• [TASK INSTRUCTIONS]
Both boundary lines count: repeat, exactly and alone, the lines from the one containing "Emit a component" to the one containing "import React from", with pictures left out.

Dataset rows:
— START —

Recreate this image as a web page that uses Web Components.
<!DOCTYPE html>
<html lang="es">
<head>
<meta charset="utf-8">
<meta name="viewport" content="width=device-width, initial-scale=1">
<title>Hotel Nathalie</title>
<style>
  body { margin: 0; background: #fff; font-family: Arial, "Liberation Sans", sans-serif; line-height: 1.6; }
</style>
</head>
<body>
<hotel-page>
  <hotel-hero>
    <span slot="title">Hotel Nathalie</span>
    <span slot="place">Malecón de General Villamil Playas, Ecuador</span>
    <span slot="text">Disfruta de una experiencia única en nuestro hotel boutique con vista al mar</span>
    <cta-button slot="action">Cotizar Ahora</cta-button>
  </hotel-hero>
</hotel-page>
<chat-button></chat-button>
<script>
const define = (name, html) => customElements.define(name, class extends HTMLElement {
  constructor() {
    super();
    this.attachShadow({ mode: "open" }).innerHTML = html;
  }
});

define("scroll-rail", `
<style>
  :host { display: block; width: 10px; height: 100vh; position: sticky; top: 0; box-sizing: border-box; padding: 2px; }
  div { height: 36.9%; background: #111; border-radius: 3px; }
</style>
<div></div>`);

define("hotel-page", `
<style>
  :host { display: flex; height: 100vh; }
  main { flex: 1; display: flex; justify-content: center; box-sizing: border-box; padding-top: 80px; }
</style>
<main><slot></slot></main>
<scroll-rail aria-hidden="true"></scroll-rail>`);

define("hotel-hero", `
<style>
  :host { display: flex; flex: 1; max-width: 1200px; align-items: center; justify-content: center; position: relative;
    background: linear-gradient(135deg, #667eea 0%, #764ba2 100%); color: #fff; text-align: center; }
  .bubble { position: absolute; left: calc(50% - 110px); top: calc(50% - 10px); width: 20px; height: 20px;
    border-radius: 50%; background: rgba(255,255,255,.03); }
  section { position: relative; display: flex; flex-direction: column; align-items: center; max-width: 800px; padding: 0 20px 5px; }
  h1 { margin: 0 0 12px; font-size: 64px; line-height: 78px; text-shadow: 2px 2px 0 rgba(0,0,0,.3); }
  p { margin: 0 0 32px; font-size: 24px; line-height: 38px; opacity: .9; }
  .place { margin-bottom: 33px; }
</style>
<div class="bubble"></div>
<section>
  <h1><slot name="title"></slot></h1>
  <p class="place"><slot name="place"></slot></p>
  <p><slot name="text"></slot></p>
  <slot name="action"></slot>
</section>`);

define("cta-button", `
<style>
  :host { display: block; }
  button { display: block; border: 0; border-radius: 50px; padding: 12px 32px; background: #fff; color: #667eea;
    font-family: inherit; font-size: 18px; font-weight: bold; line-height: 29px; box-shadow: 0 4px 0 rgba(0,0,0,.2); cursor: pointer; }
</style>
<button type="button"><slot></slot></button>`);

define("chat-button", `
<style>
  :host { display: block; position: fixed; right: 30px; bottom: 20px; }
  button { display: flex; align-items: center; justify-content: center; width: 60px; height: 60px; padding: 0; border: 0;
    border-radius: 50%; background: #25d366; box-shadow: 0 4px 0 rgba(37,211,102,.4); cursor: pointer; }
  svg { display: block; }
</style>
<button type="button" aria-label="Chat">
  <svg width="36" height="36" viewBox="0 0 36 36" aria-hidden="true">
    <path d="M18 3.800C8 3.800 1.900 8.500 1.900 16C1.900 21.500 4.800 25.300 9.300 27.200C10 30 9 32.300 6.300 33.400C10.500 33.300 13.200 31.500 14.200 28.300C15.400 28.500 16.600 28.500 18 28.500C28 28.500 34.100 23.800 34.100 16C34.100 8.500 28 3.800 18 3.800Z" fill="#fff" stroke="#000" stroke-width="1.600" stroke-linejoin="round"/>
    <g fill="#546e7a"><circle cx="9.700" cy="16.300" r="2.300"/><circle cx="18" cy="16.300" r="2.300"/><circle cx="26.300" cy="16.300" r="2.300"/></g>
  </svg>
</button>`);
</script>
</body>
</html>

— END —
— START —

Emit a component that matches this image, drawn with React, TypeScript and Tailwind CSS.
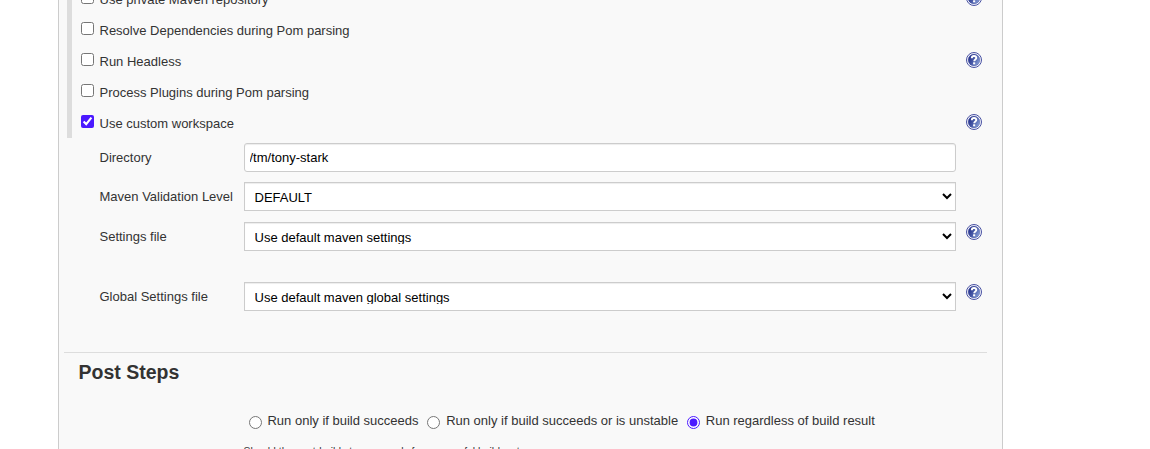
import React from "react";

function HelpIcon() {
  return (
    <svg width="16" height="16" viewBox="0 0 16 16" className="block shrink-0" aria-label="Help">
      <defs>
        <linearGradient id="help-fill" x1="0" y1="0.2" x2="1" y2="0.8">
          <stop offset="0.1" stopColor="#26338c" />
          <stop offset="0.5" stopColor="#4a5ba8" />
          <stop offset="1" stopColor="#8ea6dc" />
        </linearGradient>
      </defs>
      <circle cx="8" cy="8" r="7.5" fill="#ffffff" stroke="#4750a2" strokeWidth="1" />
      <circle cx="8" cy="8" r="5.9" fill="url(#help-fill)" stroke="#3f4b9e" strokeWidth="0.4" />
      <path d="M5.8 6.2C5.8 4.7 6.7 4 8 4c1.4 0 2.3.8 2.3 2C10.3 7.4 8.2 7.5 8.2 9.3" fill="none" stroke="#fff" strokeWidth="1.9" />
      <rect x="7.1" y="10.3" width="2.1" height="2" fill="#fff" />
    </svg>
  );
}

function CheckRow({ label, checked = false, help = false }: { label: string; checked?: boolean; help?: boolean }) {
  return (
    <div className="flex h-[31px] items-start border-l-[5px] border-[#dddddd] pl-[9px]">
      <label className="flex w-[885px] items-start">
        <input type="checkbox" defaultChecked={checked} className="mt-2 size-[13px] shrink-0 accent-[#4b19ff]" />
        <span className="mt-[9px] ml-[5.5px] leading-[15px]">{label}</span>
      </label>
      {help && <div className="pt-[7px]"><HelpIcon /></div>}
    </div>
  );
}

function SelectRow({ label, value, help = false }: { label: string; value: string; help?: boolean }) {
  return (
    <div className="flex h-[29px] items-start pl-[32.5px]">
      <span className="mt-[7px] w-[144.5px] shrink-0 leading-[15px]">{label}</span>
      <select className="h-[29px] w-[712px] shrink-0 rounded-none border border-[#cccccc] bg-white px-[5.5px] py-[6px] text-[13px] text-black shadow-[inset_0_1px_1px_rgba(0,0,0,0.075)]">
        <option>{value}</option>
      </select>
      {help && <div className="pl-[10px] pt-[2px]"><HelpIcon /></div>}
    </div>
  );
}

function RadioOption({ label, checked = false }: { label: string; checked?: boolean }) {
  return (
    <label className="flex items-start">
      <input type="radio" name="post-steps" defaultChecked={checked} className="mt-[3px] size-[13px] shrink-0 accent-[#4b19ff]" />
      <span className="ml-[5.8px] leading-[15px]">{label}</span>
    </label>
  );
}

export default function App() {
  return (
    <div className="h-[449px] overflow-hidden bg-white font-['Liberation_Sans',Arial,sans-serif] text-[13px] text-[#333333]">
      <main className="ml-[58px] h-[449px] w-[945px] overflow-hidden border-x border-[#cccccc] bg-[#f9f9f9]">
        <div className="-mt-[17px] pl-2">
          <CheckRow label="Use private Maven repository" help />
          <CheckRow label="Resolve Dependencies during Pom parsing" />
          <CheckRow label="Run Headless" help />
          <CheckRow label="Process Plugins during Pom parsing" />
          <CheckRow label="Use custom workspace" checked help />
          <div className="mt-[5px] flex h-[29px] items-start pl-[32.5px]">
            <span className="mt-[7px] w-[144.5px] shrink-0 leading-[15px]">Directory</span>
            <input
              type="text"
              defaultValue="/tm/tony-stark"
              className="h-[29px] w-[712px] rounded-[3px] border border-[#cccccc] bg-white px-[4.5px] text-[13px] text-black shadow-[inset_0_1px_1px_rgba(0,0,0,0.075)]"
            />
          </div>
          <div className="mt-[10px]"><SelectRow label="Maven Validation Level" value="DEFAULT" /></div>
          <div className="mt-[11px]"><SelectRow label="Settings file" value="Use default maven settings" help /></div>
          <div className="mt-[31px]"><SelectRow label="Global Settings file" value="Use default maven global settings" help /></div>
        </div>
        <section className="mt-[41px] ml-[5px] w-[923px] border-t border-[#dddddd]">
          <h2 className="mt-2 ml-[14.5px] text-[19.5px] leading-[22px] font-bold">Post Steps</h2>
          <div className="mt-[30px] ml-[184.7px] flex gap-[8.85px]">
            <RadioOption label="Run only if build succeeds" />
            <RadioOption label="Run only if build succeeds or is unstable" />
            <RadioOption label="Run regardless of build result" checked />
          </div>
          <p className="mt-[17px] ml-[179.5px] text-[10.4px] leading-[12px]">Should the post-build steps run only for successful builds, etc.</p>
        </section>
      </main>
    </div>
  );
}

— END —

• [SOLVED EXERCISE]
Emit a component that matches this image, drawn with React, TypeScript and Tailwind CSS.
import React from "react";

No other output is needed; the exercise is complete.